> [Data]
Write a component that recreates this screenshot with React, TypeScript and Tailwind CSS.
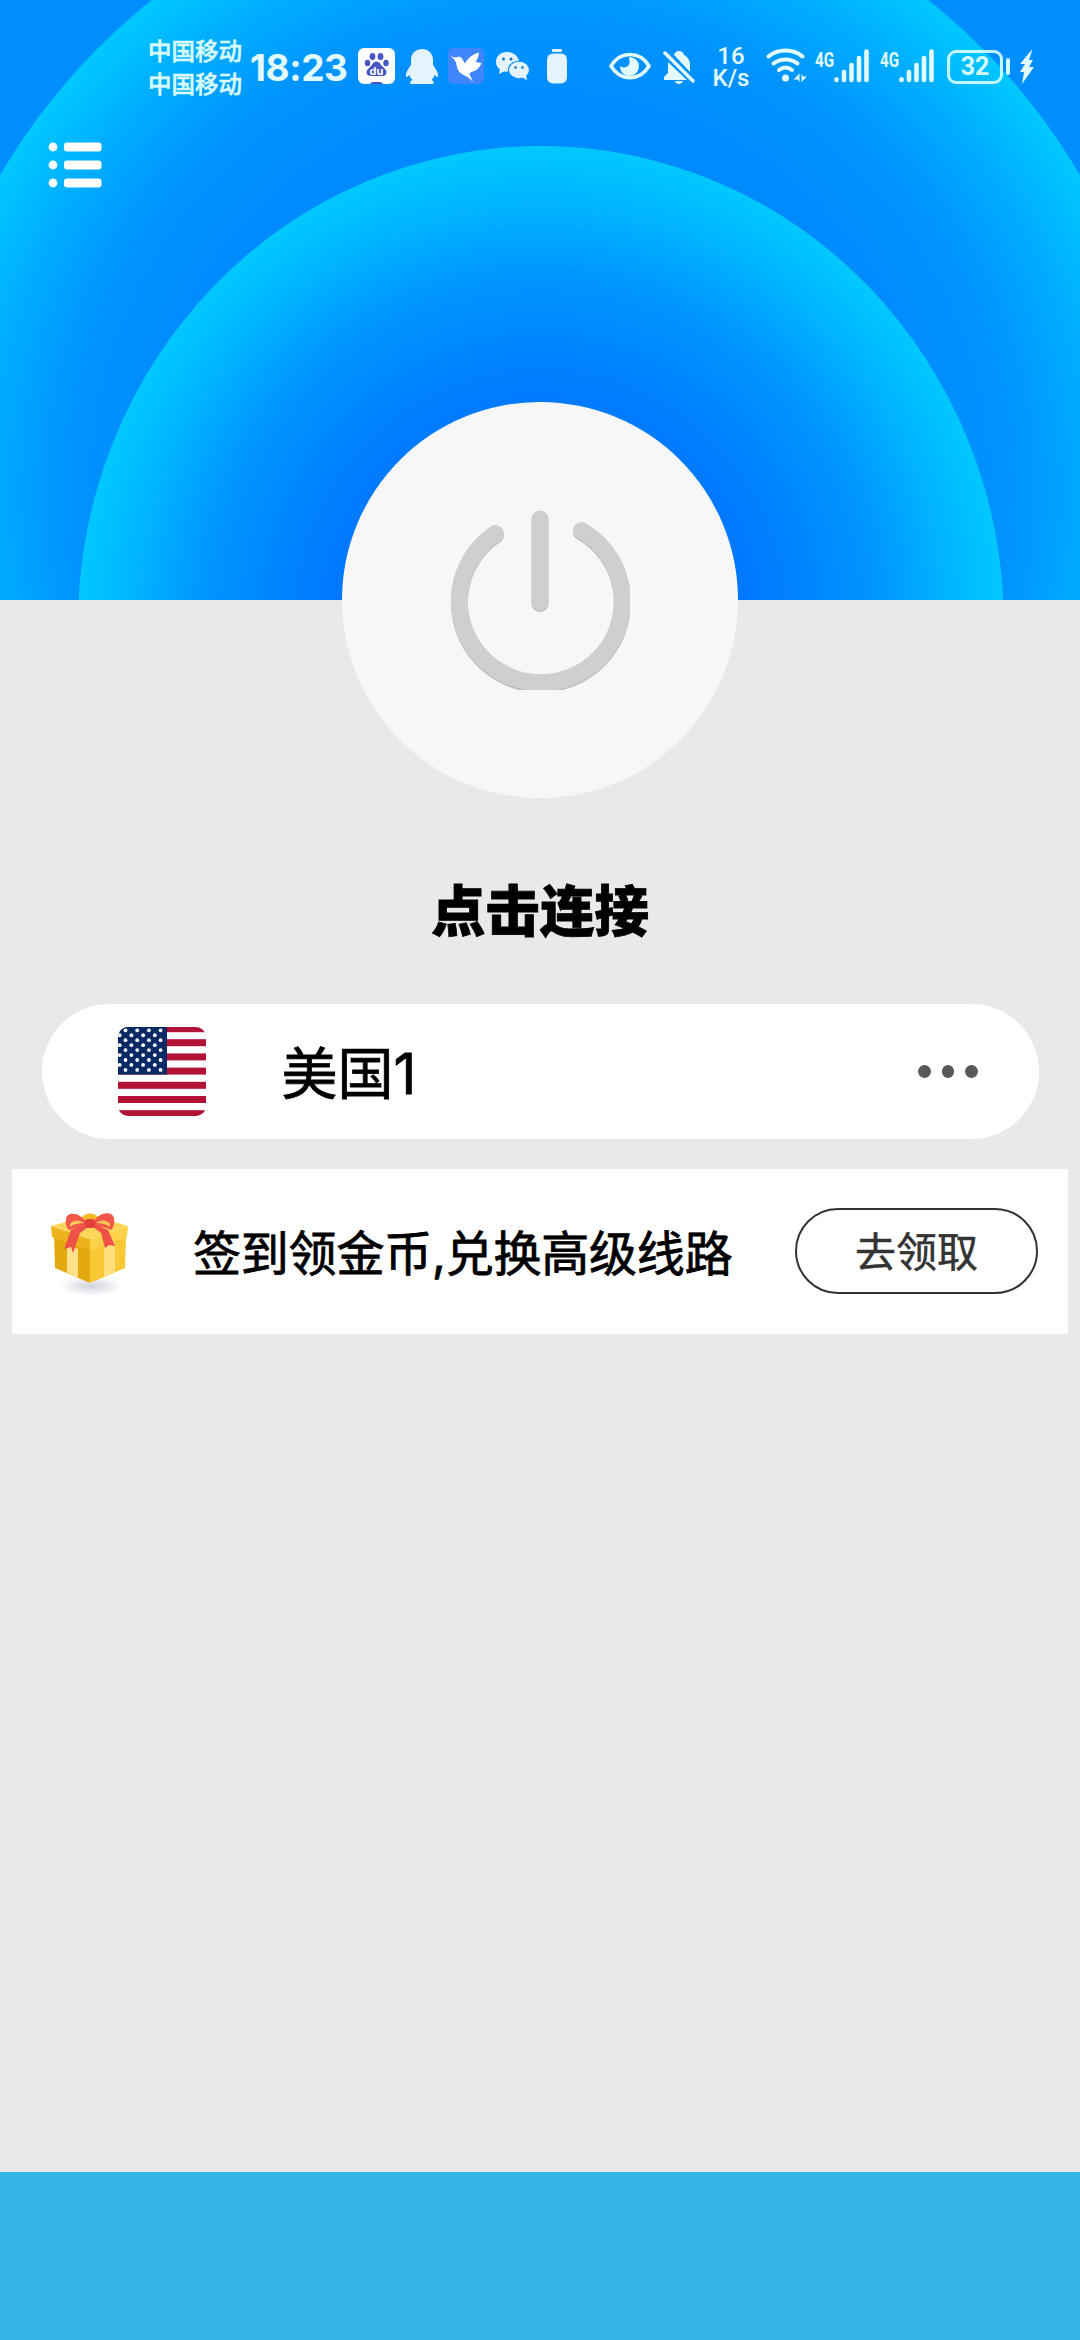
const dots = [0, 1, 2]

function Backdrop() {
  return (
    <svg className="absolute inset-0" width="1080" height="600" viewBox="0 0 1080 600">
      <defs>
        <radialGradient id="outer" cx="50%" cy="50%" r="50%">
          <stop offset="0.6" stopColor="#008aff" />
          <stop offset="0.76" stopColor="#0094ff" />
          <stop offset="0.9" stopColor="#00b0ff" />
          <stop offset="1" stopColor="#00c8ff" />
        </radialGradient>
        <radialGradient id="inner" cx="50%" cy="50%" r="50%">
          <stop offset="0.4" stopColor="#0074ff" />
          <stop offset="0.55" stopColor="#0082ff" />
          <stop offset="0.72" stopColor="#0094ff" />
          <stop offset="0.86" stopColor="#00b0ff" />
          <stop offset="1" stopColor="#00c8ff" />
        </radialGradient>
      </defs>
      <rect width="1080" height="600" fill="#008eff" />
      <circle cx="540" cy="490" r="625" fill="url(#outer)" />
      <ellipse cx="541" cy="625" rx="463" ry="479" fill="url(#inner)" />
    </svg>
  )
}

function DuIcon() {
  return (
    <svg width="37" height="36" viewBox="0 0 37 36">
      <rect width="37" height="36" rx="6" fill="#fff" />
      <g fill="#4656c4">
        <ellipse cx="9.5" cy="15" rx="2.7" ry="3.3" />
        <ellipse cx="14.5" cy="8.5" rx="2.9" ry="3.6" />
        <ellipse cx="22.5" cy="8.5" rx="2.9" ry="3.6" />
        <ellipse cx="28" cy="15" rx="2.7" ry="3.3" />
        <path d="M18.500 13.500c3 0 4 3 6 5s4 3 4 6-2.500 3.500-5 3.500h-10c-3 0-5-1-5-3.500s2-4 4-6 3-5 6-5z" />
        <path d="M12 36c1-2 3-2 6.500-2s5.500 0 6.500 2z" />
      </g>
      <text x="18.5" y="27" textAnchor="middle" fontSize="11" fontWeight="700" fill="#fff" fontFamily="Inter, sans-serif">du</text>
    </svg>
  )
}

function PenguinIcon() {
  return (
    <svg width="32" height="35" viewBox="0 0 32 35" fill="#e4f4ff">
      <path d="M16 0C9 0 5 5 5 11v5c-3 4-5.500 8-5 11 .3 2 2 .5 3.500-1 .5 2 1.500 3.500 3 5-2 1-2.500 2-2 4h23c.5-2 0-3-2-4 1.500-1.500 2.500-3 3-5 1.500 1.500 3.200 3 3.500 1 .5-3-2-7-5-11v-5C27 5 23 0 16 0z" />
    </svg>
  )
}

function BirdIcon() {
  return (
    <svg width="36" height="36" viewBox="0 0 36 36">
      <rect width="36" height="36" rx="5" fill="#3f86fb" />
      <path d="M2.500 8.500l5.500 1c2-1.500 4.500-1 6 1l3 5c3-5.500 7-9 14-11-.3 3.500-1.500 7-3.500 9.500l6 1c-2 5-5 8-10.500 9l-1.500 2 3.500 8c-3.500-4-7-6-10.500-7.500-4-2.500-5.500-5.500-6-9.500C8 13 6 10.500 2.500 8.500z" fill="#fff" />
    </svg>
  )
}

function ChatIcon() {
  return (
    <svg width="35" height="30" viewBox="0 0 35 30" fill="#e4f4ff">
      <path d="M12 1C5 1 1 5.500 1 11c0 3 1.500 5.500 4 7.500L4 23l5-2.500 4 .3c-1-7 5-11 11-11C23 5 18 1 12 1z" />
      <ellipse cx="24" cy="19" rx="10" ry="8.3" />
      <path d="M27 26l5 3.500-1-6z" />
      <g fill="#1474c8">
        <circle cx="8.5" cy="8" r="1.5" />
        <circle cx="16" cy="8" r="1.5" />
        <circle cx="20.5" cy="16.5" r="1.3" />
        <circle cx="27.5" cy="16.5" r="1.3" />
      </g>
    </svg>
  )
}

function WifiIcon() {
  return (
    <svg width="42" height="35" viewBox="0 0 42 35" fill="none" stroke="#e2fbff" strokeWidth="4" strokeLinecap="round">
      <path d="M2.500 8.500C12 .5 27 .5 36.500 8.500" />
      <path d="M7.500 15.500c7-5.500 17-5.500 24 0" />
      <path d="M13 22c4-3.200 9-3.200 13 0" />
      <circle cx="19.5" cy="30" r="3.5" fill="#e2fbff" stroke="none" />
      <path d="M33.500 25.500v8.500l-2-2.500h-4zM35.500 34v-8.500l1.500 3h4z" fill="#e2fbff" stroke="none" />
    </svg>
  )
}

function SignalIcon() {
  return (
    <div className="flex items-start">
      <div className="w-[19px]">
        <span className="inline-block origin-left scale-x-[0.76] font-['Roboto'] text-[20px] font-bold leading-[17px] text-[#e2fbff]">4G</span>
      </div>
      <svg width="36" height="34" viewBox="0 0 36 34" stroke="#e2fbff" strokeWidth="4.6" strokeLinecap="round">
        <path d="M2.500 30.200v.8M10 23v8M17.500 16v15M25 9v22M32.500 2.500v28.500" />
      </svg>
    </div>
  )
}

function StatusBar() {
  return (
    <div className="flex h-[134px] items-start pl-[148px]">
      <div className="flex w-24 flex-col pt-[34px] font-['Noto_Sans_CJK_SC'] text-[23.5px] font-medium leading-[33px] text-[#d8fbff] [-webkit-text-stroke:0.5px_#d8fbff]">
        <span className="whitespace-nowrap">中国移动</span>
        <span className="whitespace-nowrap">中国移动</span>
      </div>
      <span className="ml-[6px] mt-[43px] w-[100px] whitespace-nowrap font-['Inter'] text-[37px] font-bold leading-[50px] tracking-[-0.4px] text-[#e2fbff]">18:23</span>
      <div className="ml-2 mt-12 flex h-9 items-center gap-[10.5px]">
        <DuIcon />
        <PenguinIcon />
        <BirdIcon />
        <ChatIcon />
        <svg className="ml-[7px]" width="20" height="35" viewBox="0 0 20 35" fill="#e4f4ff">
          <rect x="5" y="0" width="10" height="3" rx="1" />
          <rect x="0" y="4.5" width="20" height="30" rx="6" />
        </svg>
      </div>
      <svg className="ml-[42px] mt-[52px]" width="42" height="28" viewBox="0 0 42 28">
        <path d="M2 14C11-1.500 31-1.500 40 14 31 29.500 11 29.500 2 14z" fill="none" stroke="#e2fbff" strokeWidth="3.5" />
        <path d="M20 5a9.500 9.500 0 1 1-9 9c4 3 9 1 9.500-3 .3-2-.5-4-.5-6z" fill="#e2fbff" />
      </svg>
      <svg className="ml-3 mt-[50px]" width="32" height="34" viewBox="0 0 32 34" fill="#e2fbff">
        <path d="M11 5C12-.5 20-.5 21 5c4 2 6 6 6 10v7zM5 12l19 18H1v-3l4-4zM12 31h8c-1 4-7 4-8 0z" />
        <path d="M2 3l28 28" stroke="#e2fbff" strokeWidth="3.5" strokeLinecap="round" />
      </svg>
      <div className="ml-[14px] mt-[45px] flex w-11 flex-col items-center font-['Roboto'] text-[24px] font-medium leading-[22px] text-[#e2fbff]">
        <span>16</span>
        <span>K/s</span>
      </div>
      <div className="ml-[13px] mt-12">
        <WifiIcon />
      </div>
      <div className="ml-[7px] mt-[49px] flex gap-[10px]">
        <SignalIcon />
        <SignalIcon />
      </div>
      <div className="ml-3 mt-[49px] flex items-center">
        <div className="flex h-[34px] w-[56px] items-center justify-center rounded-[9px] border-[3px] border-[#c4f8ff] font-['Roboto'] text-[25px] font-bold text-[#d4faff]">32</div>
        <div className="ml-[3px] h-[17px] w-[4px] rounded-full bg-[#d4faff]" />
        <svg className="ml-[9px]" width="15" height="35" viewBox="0 0 15 35" fill="#e2fbff">
          <path d="M13.500 0L1 15h5l-5 8h4L3 35 15 18h-5l4-7h-4z" />
        </svg>
      </div>
    </div>
  )
}

function MenuIcon() {
  return (
    <svg className="ml-12 mt-2" width="54" height="48" viewBox="0 0 54 48" fill="#fff">
      <circle cx="5" cy="5" r="4.4" />
      <circle cx="5" cy="23" r="4.4" />
      <circle cx="5" cy="41" r="4.4" />
      <rect x="16" y=".5" width="37.5" height="9" rx="3" />
      <rect x="16" y="18.5" width="37.5" height="9" rx="3" />
      <rect x="16" y="36.5" width="37.5" height="9" rx="3" />
    </svg>
  )
}

function PowerIcon() {
  const ring = "M45.500 23.500A81.500 81.500 0 1 0 131.500 20.500"
  return (
    <svg width="180" height="180" viewBox="0 0 180 180" fill="none" strokeWidth="17" strokeLinecap="round">
      <g stroke="#bdbdbd" transform="translate(0 1.5)">
        <path d={ring} />
        <path d="M90 9v83" />
      </g>
      <g stroke="#cfcfcf">
        <path d={ring} />
        <path d="M90 9v83" />
      </g>
    </svg>
  )
}

function UsFlag() {
  const rows = [0, 1, 2, 3, 4, 5, 6, 7, 8]
  return (
    <svg width="88" height="89" viewBox="0 0 88 89">
      <clipPath id="flag">
        <rect width="88" height="89" rx="10" />
      </clipPath>
      <g clipPath="url(#flag)">
        <rect width="88" height="89" fill="#fff" />
        {[-1.8, 12.2, 26.4, 40.6, 54.8, 69, 83.2].map((y) => (
          <rect key={y} y={y} width="88" height="7" fill="#b31237" />
        ))}
        <rect width="49" height="47.5" fill="#0a2a66" />
        {rows.map((row) =>
          [0, 1, 2, 3, 4].map((col) => {
            const x = (row % 2 === 0 ? 7.5 : 1.7) + col * 11.7
            return x < 47 ? <circle key={`${row}-${col}`} cx={x} cy={3.3 + row * 4.95} r="1.9" fill="#fff" /> : null
          }),
        )}
      </g>
    </svg>
  )
}

function GiftIcon() {
  return (
    <svg className="mt-1" width="84" height="90" viewBox="0 0 84 90">
      <defs>
        <radialGradient id="shade">
          <stop offset="0" stopColor="#cfd3dc" />
          <stop offset="1" stopColor="#fff" />
        </radialGradient>
      </defs>
      <ellipse cx="42" cy="77" rx="32" ry="10" fill="url(#shade)" />
      <path d="M5 27L41 37v37L6 59z" fill="#e3a90f" />
      <path d="M41 37l36-10-1 32-35 15z" fill="#f9c935" />
      <path d="M18 36l11 4v29l-11-5z" fill="#fbe18a" />
      <path d="M55 36l11-4v31l-11 5z" fill="#fde07c" />
      <path d="M2 17l39 13v11L3 28z" fill="#eeb41c" />
      <path d="M41 30l38-13-1 11-37 13z" fill="#fbd24a" />
      <path d="M2 17L42 6l37 11-38 13z" fill="#fbd65a" />
      <path d="M32 9c4-6 14-6 18 0l-4 8H36z" fill="#f5bb28" />
      <path d="M36 15L22 21 15 40l7-2 2 6 7-20 8-6zM46 15l13 6 7 16-6-1-4 3-4-15-8-6z" fill="#ee5145" />
      <path d="M38 14C30 2 18 3 17 10c-1 6 1 9 3 11 5-1 9-4 18-4zM44 14C51 1 64 3 65 9c1 6-1 10-3 12-4-2-9-4-18-4z" fill="#f0564a" />
      <path d="M21 15c4-5 10-4 14-1-5 0-10 1-14 4zM61 15c-4-5-10-4-14-1 5 0 10 1 14 4z" fill="#f8c958" />
      <rect x="36" y="10" width="10" height="9" rx="3" fill="#e2423a" />
    </svg>
  )
}

export default function App() {
  return (
    <div className="flex h-[2340px] w-[1080px] flex-col overflow-hidden bg-[#e9e9e9] font-['Inter','Noto_Sans_CJK_SC',sans-serif]">
      <header className="relative h-[600px] shrink-0">
        <Backdrop />
        <div className="relative">
          <StatusBar />
          <MenuIcon />
        </div>
      </header>

      <main className="relative -mt-[198px] flex flex-1 flex-col items-center">
        <button className="flex h-[396px] w-[396px] items-center justify-center rounded-full bg-[#f7f7f7]">
          <PowerIcon />
        </button>

        <h1 className="mt-[70px] font-['Noto_Sans_CJK_SC'] text-[54.5px] font-black leading-[80px] text-black [-webkit-text-stroke:0.8px_black]">点击连接</h1>

        {/* Selected line */}
        <div className="mt-14 flex h-[135px] w-[997px] items-center rounded-full bg-white pl-[76px] pr-[61px]">
          <UsFlag />
          <span className="ml-[76px] mt-[5px] text-[56px] leading-[80px] text-black [-webkit-text-stroke:0.8px_black]">美国1</span>
          <div className="ml-auto flex gap-[11px]">
            {dots.map((dot) => (
              <div key={dot} className="h-[12.5px] w-[12.5px] rounded-full bg-[#595959]" />
            ))}
          </div>
        </div>

        {/* Daily check-in */}
        <div className="mt-[30px] flex h-[165px] w-[1056px] items-center bg-white pl-[37px] pr-[30px]">
          <GiftIcon />
          <span className="ml-[60px] mt-1 whitespace-nowrap text-[48px] leading-[70px] tracking-[-0.2px] text-black [-webkit-text-stroke:0.8px_black]">签到领金币,兑换高级线路</span>
          <button className="mb-px ml-auto flex h-[86px] w-[243px] items-center justify-center rounded-full border-2 border-[#333] pt-[3px] text-[41px] text-[#333] [-webkit-text-stroke:0.5px_#333]">
            去领取
          </button>
        </div>
      </main>

      <footer className="h-[168px] shrink-0 bg-[#36b4e8]" />
    </div>
  )
}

> [Goal] From the top of the listing above, repeat each line exactly until you reach the line containing "const dots = [0, 1, 2]", and repeat that one too. Leave the pictures out.

> [Result for this task]
Write a component that recreates this screenshot with React, TypeScript and Tailwind CSS.
const dots = [0, 1, 2]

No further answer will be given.